◆ **Request**
Extract every line below that contains the word "screenshot".

◆ **Data for this exercise**
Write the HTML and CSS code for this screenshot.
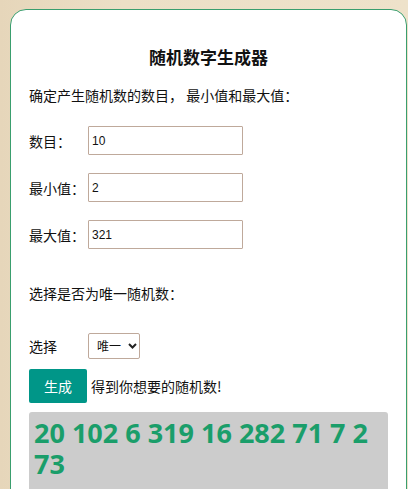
FILE: index.html
```html
<!DOCTYPE html>
<html lang="zh">
<head>
<meta charset="utf-8">
<title>随机数字生成器</title>
<link rel="stylesheet" href="styles.css">
</head>
<body>
<div class="card">
  <h3 class="title">随机数字生成器</h3>
  <p class="intro">确定产生随机数的数目， 最小值和最大值：</p>
  <div class="field">
    <label class="label">数目：</label>
    <input class="input" type="text" value="10">
  </div>
  <div class="field">
    <label class="label">最小值：</label>
    <input class="input" type="text" value="2">
  </div>
  <div class="field">
    <label class="label">最大值：</label>
    <input class="input" type="text" value="321">
  </div>
  <p class="intro unique">选择是否为唯一随机数：</p>
  <div class="field select-row">
    <label class="label">选择</label>
    <div class="select">
      <span class="select-text">唯一</span>
      <svg class="chevron" width="9" height="6" viewBox="0 0 9 6"><path d="M1 1 L4.5 4.5 L8 1" fill="none" stroke="#222" stroke-width="2"/></svg>
    </div>
  </div>
  <div class="action">
    <button class="btn">生成</button>
    <span class="hint">得到你想要的随机数!</span>
  </div>
  <div class="result">20 102 6 319 16 282 71 7 2 73</div>
</div>
</body>
</html>
```

FILE: styles.css
```css
html, body {
  margin: 0;
  height: 100%;
}
body {
  padding: 9px 1px 0 10px;
  box-sizing: border-box;
  overflow: hidden;
  font-family: "Noto Sans CJK SC", "Noto Sans", sans-serif;
  color: #111;
  background: linear-gradient(90deg, #e6d6ba 0%, #ecdfc6 30%, #eee2ca 100%);
}
.card {
  background: #fff;
  border: 1px solid #3a9e6e;
  border-radius: 16px;
  padding: 35px 18px 20px 18px;
  min-height: 520px;
}
.title {
  margin: 0;
  font-size: 17px;
  line-height: 24px;
  font-weight: 700;
  text-align: center;
}
.intro {
  margin: 16px 0 0 0;
  font-size: 14px;
  line-height: 20px;
}
.field {
  display: flex;
  align-items: center;
  margin-top: 18px;
}
.intro + .field {
  margin-top: 21px;
}
.label {
  width: 59px;
  font-size: 14px;
  line-height: 20px;
}
.input {
  box-sizing: border-box;
  width: 155px;
  height: 29px;
  border: 1px solid #bfa99b;
  border-radius: 1px;
  padding: 0 3px;
  font-family: "Liberation Sans", Arial, sans-serif;
  font-size: 12px;
  color: #111;
  outline: none;
}
.intro.unique {
  margin-top: 34px;
}
.field.select-row {
  margin-top: 30px;
}
.select {
  box-sizing: border-box;
  width: 52px;
  height: 26px;
  border: 1px solid #bfa99b;
  border-radius: 2px;
  display: flex;
  align-items: center;
  padding: 0 0 0 8px;
  gap: 7px;
}
.select-text {
  font-size: 12px;
  line-height: 16px;
}
.chevron {
  display: block;
}
.action {
  display: flex;
  align-items: center;
  gap: 4px;
  margin-top: 10px;
}
.btn {
  width: 58px;
  height: 34px;
  border: none;
  border-radius: 2px;
  background: #009688;
  color: #fff;
  font-family: "Noto Sans CJK SC", "Noto Sans", sans-serif;
  font-size: 14px;
  padding: 0;
}
.hint {
  font-size: 14px;
  line-height: 20px;
}
.result {
  margin-top: 9px;
  background: #cccccc;
  border-radius: 3px;
  padding: 5px 6px 14px 5px;
  font-family: "Open Sans", "Noto Sans", sans-serif;
  font-weight: 700;
  font-size: 27px;
  line-height: 31px;
  color: #1a9e6a;
}
```
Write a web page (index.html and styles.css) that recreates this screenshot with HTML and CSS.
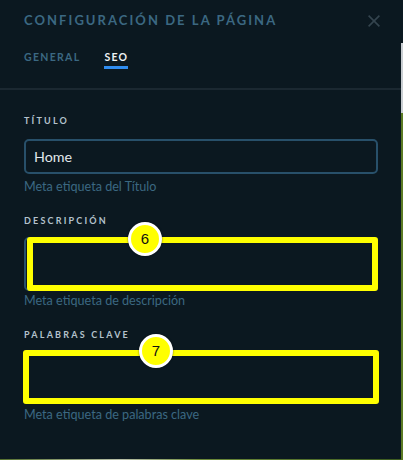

◆ **Task response**
Write the HTML and CSS code for this screenshot.
Write a web page (index.html and styles.css) that recreates this screenshot with HTML and CSS.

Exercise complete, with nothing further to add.